Since 2010, Young has written a series of military procedurals that dramatize modern combat operations. Prior to that, his published works about the Iraq and Afghanistan wars were nonfiction. The anthology Operation Homecoming: Iraq, Afghanistan, and the Home Front in the Words of U.S. Troops and Their Families included Young's first-person account of flying over Iraq, titled "Night Flight to Baghdad." A panel of celebrated authors, guided by historian Andrew Carroll, chose the 89 contributors who were published in Operation Homecoming. "Night Flight to Baghdad" was also excerpted in Stars and Stripes (newspaper). (See also Operation Homecoming (book).)

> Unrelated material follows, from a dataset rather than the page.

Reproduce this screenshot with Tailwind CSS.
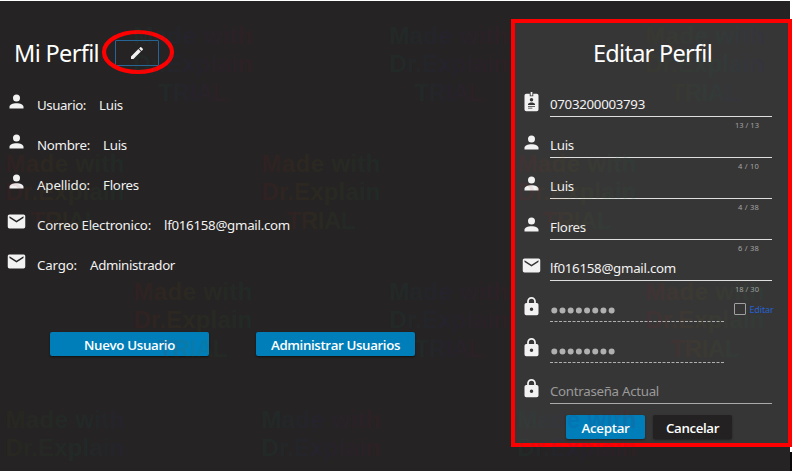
<!DOCTYPE html>
<html lang="es">
<head>
<meta charset="utf-8">
<title>Mi Perfil</title>
<script src="https://cdn.jsdelivr.net/npm/@tailwindcss/browser@4"></script>
</head>
<body class="w-[793px] h-[473px] overflow-hidden bg-white font-['Noto_Sans',sans-serif] text-[13.3px] text-[#f2f2f2]">
<svg class="hidden">
  <symbol id="user" viewBox="0 0 24 24"><path fill="currentColor" d="M12 4a4 4 0 1 1 0 8 4 4 0 0 1 0-8m0 10c4.420 0 8 1.790 8 4v2H4v-2c0-2.210 3.580-4 8-4"/></symbol>
  <symbol id="mail" viewBox="0 0 24 24"><path fill="currentColor" d="M20 8l-8 5-8-5V6l8 5 8-5m0-2H4c-1.110 0-2 .89-2 2v12a2 2 0 0 0 2 2h16a2 2 0 0 0 2-2V6c0-1.110-.9-2-2-2"/></symbol>
  <symbol id="lock" viewBox="0 0 24 24"><path fill="currentColor" d="M12 17a2 2 0 0 0 0-4 2 2 0 0 0 0 4m6-9a2 2 0 0 1 2 2v10a2 2 0 0 1-2 2H6a2 2 0 0 1-2-2V10a2 2 0 0 1 2-2h1V6a5 5 0 0 1 10 0v2h1m-6-5a3 3 0 0 0-3 3v2h6V6a3 3 0 0 0-3-3"/></symbol>
  <symbol id="badge" viewBox="0 0 24 24"><path fill="currentColor" fill-rule="evenodd" d="M18 3h-4v3h-4V3H6a2 2 0 0 0-2 2v16a2 2 0 0 0 2 2h12a2 2 0 0 0 2-2V5a2 2 0 0 0-2-2m-6 5a2 2 0 1 1 0 4 2 2 0 0 1 0-4m-4 8v-1c0-1.330 2.670-2 4-2s4 .67 4 2v1H8m5 4H8v-1h5v1m3-2H8v-1h8v1M13 5h-2V1h2v4"/></symbol>
  <symbol id="pencil" viewBox="0 0 24 24"><path fill="currentColor" d="M20.710 7.040c.39-.39.39-1.040 0-1.410l-2.340-2.340c-.37-.39-1.020-.39-1.410 0l-1.840 1.830 3.750 3.750M3 17.250V21h3.750L17.810 9.930l-3.750-3.750L3 17.250z"/></symbol>
</svg>
<div class="relative pt-px w-[793px] h-[471px]">
  <main class="flex w-[790px] h-[470px] bg-[#252323]">
    <section class="shrink-0 w-[511px] h-[470px] flex flex-col">
      <header class="flex items-center h-[34px] mt-[35px] pl-[14px]">
        <h1 class="w-[101px] text-[23.5px] leading-[34px] whitespace-nowrap text-white"><span data-w="85">Mi Perfil</span></h1>
        <button class="w-[44px] h-[26px] border border-[#286597] rounded-[1px] flex items-center justify-center"><svg class="size-4"><use href="#pencil"/></svg></button>
      </header>
      <div class="mt-[14px] pl-[6px] flex flex-col">
        <div class="flex h-[40px]"><svg class="size-[21px] mt-[7px] mr-[10px]"><use href="#user"/></svg><p class="leading-[42px] whitespace-nowrap"><span data-w="49">Usuario:</span><span class="ml-[13px]" data-w="24">Luis</span></p></div>
        <div class="flex h-[40px]"><svg class="size-[21px] mt-[7px] mr-[10px]"><use href="#user"/></svg><p class="leading-[42px] whitespace-nowrap"><span data-w="53">Nombre:</span><span class="ml-[13px]" data-w="24">Luis</span></p></div>
        <div class="flex h-[40px]"><svg class="size-[21px] mt-[7px] mr-[10px]"><use href="#user"/></svg><p class="leading-[42px] whitespace-nowrap"><span data-w="53">Apellido:</span><span class="ml-[13px]" data-w="36">Flores</span></p></div>
        <div class="flex h-[40px]"><svg class="size-[21px] mt-[7px] mr-[10px]"><use href="#mail"/></svg><p class="leading-[42px] whitespace-nowrap"><span data-w="114">Correo Electronico:</span><span class="ml-[13px]" data-w="126">lf016158@gmail.com</span></p></div>
        <div class="flex h-[40px]"><svg class="size-[21px] mt-[7px] mr-[10px]"><use href="#mail"/></svg><p class="leading-[42px] whitespace-nowrap"><span data-w="40">Cargo:</span><span class="ml-[13px]" data-w="85">Administrador</span></p></div>
      </div>
      <div class="flex gap-[47px] pl-[50px] mt-[48px] font-['Open_Sans',sans-serif] font-semibold text-white">
        <button class="w-[159px] h-[24px] rounded-[2px] bg-[#007eb9] shadow-[0_1px_2px_#111] leading-[26px]"><span data-w="91">Nuevo Usuario</span></button>
        <button class="w-[159px] h-[24px] rounded-[2px] bg-[#007eb9] shadow-[0_1px_2px_#111] leading-[26px]"><span data-w="129">Administrar Usuarios</span></button>
      </div>
    </section>
    <section class="relative shrink-0 w-[281px] h-[428px] mt-[18px] border-4 border-[#ff0000] bg-[#373636] flex flex-col">
      <h2 class="text-[23.5px] leading-[34px] mt-[13px] h-[34px] pl-[78px] whitespace-nowrap text-white"><span data-w="119">Editar Perfil</span></h2>
      <form class="mt-[20px] pl-[6px] flex flex-col">
        <div class="flex h-[41px]"><svg class="size-[21px] mt-px mr-[8px]"><use href="#badge"/></svg><div class="w-[222px]"><p class="h-[27px] border-b border-[#dedede] leading-[29px] whitespace-nowrap"><span data-w="95">0703200003793</span></p><p class="text-[7.5px] leading-[16px] text-right pr-[13px] text-[#a4a4a4]"><span data-w="24">13 / 13</span></p></div></div>
        <div class="flex h-[41px]"><svg class="size-[21px] mt-px mr-[8px]"><use href="#user"/></svg><div class="w-[222px]"><p class="h-[27px] border-b border-[#dedede] leading-[29px] whitespace-nowrap"><span data-w="24">Luis</span></p><p class="text-[7.5px] leading-[16px] text-right pr-[13px] text-[#a4a4a4]"><span data-w="21">4 / 10</span></p></div></div>
        <div class="flex h-[41px]"><svg class="size-[21px] mt-px mr-[8px]"><use href="#user"/></svg><div class="w-[222px]"><p class="h-[27px] border-b border-[#dedede] leading-[29px] whitespace-nowrap"><span data-w="24">Luis</span></p><p class="text-[7.5px] leading-[16px] text-right pr-[13px] text-[#a4a4a4]"><span data-w="21">4 / 38</span></p></div></div>
        <div class="flex h-[41px]"><svg class="size-[21px] mt-px mr-[8px]"><use href="#user"/></svg><div class="w-[222px]"><p class="h-[27px] border-b border-[#dedede] leading-[29px] whitespace-nowrap"><span data-w="36">Flores</span></p><p class="text-[7.5px] leading-[16px] text-right pr-[13px] text-[#a4a4a4]"><span data-w="21">6 / 38</span></p></div></div>
        <div class="flex h-[41px]"><svg class="size-[21px] mt-px mr-[8px]"><use href="#mail"/></svg><div class="w-[222px]"><p class="h-[27px] border-b border-[#dedede] leading-[29px] whitespace-nowrap"><span data-w="126">lf016158@gmail.com</span></p><p class="text-[7.5px] leading-[16px] text-right pr-[13px] text-[#a4a4a4]"><span data-w="24">18 / 30</span></p></div></div>
        <div class="flex h-[41px]"><svg class="size-[21px] mt-px mr-[8px]"><use href="#lock"/></svg>
          <svg class="w-[175px] h-[27px] text-[#b0b0b0]"><path d="M4.300 15.500h59" fill="none" stroke="currentColor" stroke-width="6" stroke-linecap="round" stroke-dasharray="0 8.190"/><path d="M0 26.500h175" stroke="currentColor" stroke-dasharray="3 1.500"/></svg>
          <label class="flex ml-[9px] mt-[8px] gap-[4px] text-[9px] leading-[14px] text-[#2462d0]"><span class="size-[11.5px] border-[1.5px] border-[#a0a0a0] rounded-[1px]"></span><span data-w="24">Editar</span></label></div>
        <div class="flex h-[41px]"><svg class="size-[21px] mt-px mr-[8px]"><use href="#lock"/></svg>
          <svg class="w-[175px] h-[27px] text-[#b0b0b0]"><path d="M4.300 15.500h59" fill="none" stroke="currentColor" stroke-width="6" stroke-linecap="round" stroke-dasharray="0 8.190"/><path d="M0 26.500h175" stroke="currentColor" stroke-dasharray="3 1.500"/></svg></div>
        <div class="flex h-[38px]"><svg class="size-[21px] mt-px mr-[8px]"><use href="#lock"/></svg><p class="w-[222px] h-[27px] border-b border-[#aaa] leading-[29px] whitespace-nowrap text-[#9a9a9a]"><span data-w="109">Contraseña Actual</span></p></div>
      </form>
      <div class="flex gap-[8px] pl-[51px] font-['Open_Sans',sans-serif] font-semibold text-white">
        <button class="w-[79px] h-[24px] rounded-[2px] bg-[#007eb9] shadow-[0_1px_2px_#222] leading-[26px]"><span data-w="48">Aceptar</span></button>
        <button class="w-[79px] h-[24px] rounded-[2px] bg-[#232121] shadow-[0_1px_2px_#222] leading-[26px]"><span data-w="53">Cancelar</span></button>
      </div>
    </section>
  </main>
  <svg class="absolute left-0 top-0 pointer-events-none" width="793" height="471" viewBox="0 0 793 471">
    <path d="M790 452h2v19h-2z" fill="#0a0808"/>
    <ellipse cx="138" cy="52" rx="34" ry="20" fill="none" stroke="#ff0000" stroke-width="4.200"/>
    <defs>
      <linearGradient id="warm"><stop offset="0" stop-color="#a01030"/><stop offset=".4" stop-color="#706010"/><stop offset="1" stop-color="#087050"/></linearGradient>
      <linearGradient id="cool"><stop offset="0" stop-color="#087050"/><stop offset=".5" stop-color="#302080"/><stop offset="1" stop-color="#801030"/></linearGradient>
      <linearGradient id="green"><stop offset="0" stop-color="#505010"/><stop offset=".6" stop-color="#087050"/><stop offset="1" stop-color="#302080"/></linearGradient>
    </defs>
    <g opacity=".09" font-family="Liberation Sans" font-weight="700" font-size="24" text-anchor="middle">
      <g fill="url(#cool)"><text x="193" y="44" textLength="119">Made with</text><text x="193" y="72" textLength="119">Dr.Explain</text><text x="193" y="101" textLength="69">TRIAL</text></g>
      <g fill="url(#cool)"><text x="449" y="44" textLength="119">Made with</text><text x="449" y="72" textLength="119">Dr.Explain</text><text x="449" y="101" textLength="69">TRIAL</text></g>
      <g fill="url(#green)"><text x="705" y="44" textLength="119">Made with</text><text x="705" y="72" textLength="119">Dr.Explain</text><text x="705" y="101" textLength="69">TRIAL</text></g>
      <g fill="url(#warm)"><text x="65" y="172" textLength="119">Made with</text><text x="65" y="200" textLength="119">Dr.Explain</text><text x="65" y="229" textLength="69">TRIAL</text></g>
      <g fill="url(#warm)"><text x="321" y="172" textLength="119">Made with</text><text x="321" y="200" textLength="119">Dr.Explain</text><text x="321" y="229" textLength="69">TRIAL</text></g>
      <g fill="url(#warm)"><text x="577" y="172" textLength="119">Made with</text><text x="577" y="200" textLength="119">Dr.Explain</text><text x="577" y="229" textLength="69">TRIAL</text></g>
      <g fill="url(#warm)"><text x="193" y="300" textLength="119">Made with</text><text x="193" y="328" textLength="119">Dr.Explain</text><text x="193" y="357" textLength="69">TRIAL</text></g>
      <g fill="url(#cool)"><text x="449" y="300" textLength="119">Made with</text><text x="449" y="328" textLength="119">Dr.Explain</text><text x="449" y="357" textLength="69">TRIAL</text></g>
      <g fill="url(#warm)"><text x="705" y="300" textLength="119">Made with</text><text x="705" y="328" textLength="119">Dr.Explain</text><text x="705" y="357" textLength="69">TRIAL</text></g>
      <g fill="url(#green)"><text x="65" y="428" textLength="119">Made with</text><text x="65" y="456" textLength="119">Dr.Explain</text></g>
      <g fill="url(#cool)"><text x="321" y="428" textLength="119">Made with</text><text x="321" y="456" textLength="119">Dr.Explain</text></g>
      <g fill="url(#cool)"><text x="577" y="428" textLength="119">Made with</text><text x="577" y="456" textLength="119">Dr.Explain</text></g>
    </g>
  </svg>
</div>
<script>
function fit() {
  document.querySelectorAll('[data-w]').forEach(function (el) {
    el.style.display = 'inline-block';
    el.style.whiteSpace = 'nowrap';
    el.style.letterSpacing = '0px';
    el.style.width = 'max-content';
    var natural = el.getBoundingClientRect().width;
    el.style.letterSpacing = (el.dataset.w - natural) / el.textContent.length + 'px';
  });
}
fit();
window.addEventListener('load', fit);
document.fonts.ready.then(fit);
</script>
</body>
</html>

Young's nonfiction book The Speed of Heat: An Airlift Wing at War in Iraq and Afghanistan is an oral history of the 167th Airlift Wing's missions in the Iraq and Afghanistan wars.

==Novels==
1. Trash-Hauler's Ball: A Tale of Modern War (2003)
2. The Mullah's Storm (2010)
3. Silent Enemy (2011)
4. The Renegades (2012)
5. The Warriors (2013)
6. Sand and Fire (2014)
7. Phantom Fury (2014) (short novel published as an e-book)
8. The Hunters (2015)
9. Silver Wings, Iron Cross (2020)
10. Red Burning Sky (2022)
11. The Mapmaker: A Novel of World War II (2025)

==Nonfiction==
1. The Speed of Heat: An Airlift Wing at War in Iraq and Afghanistan (2008)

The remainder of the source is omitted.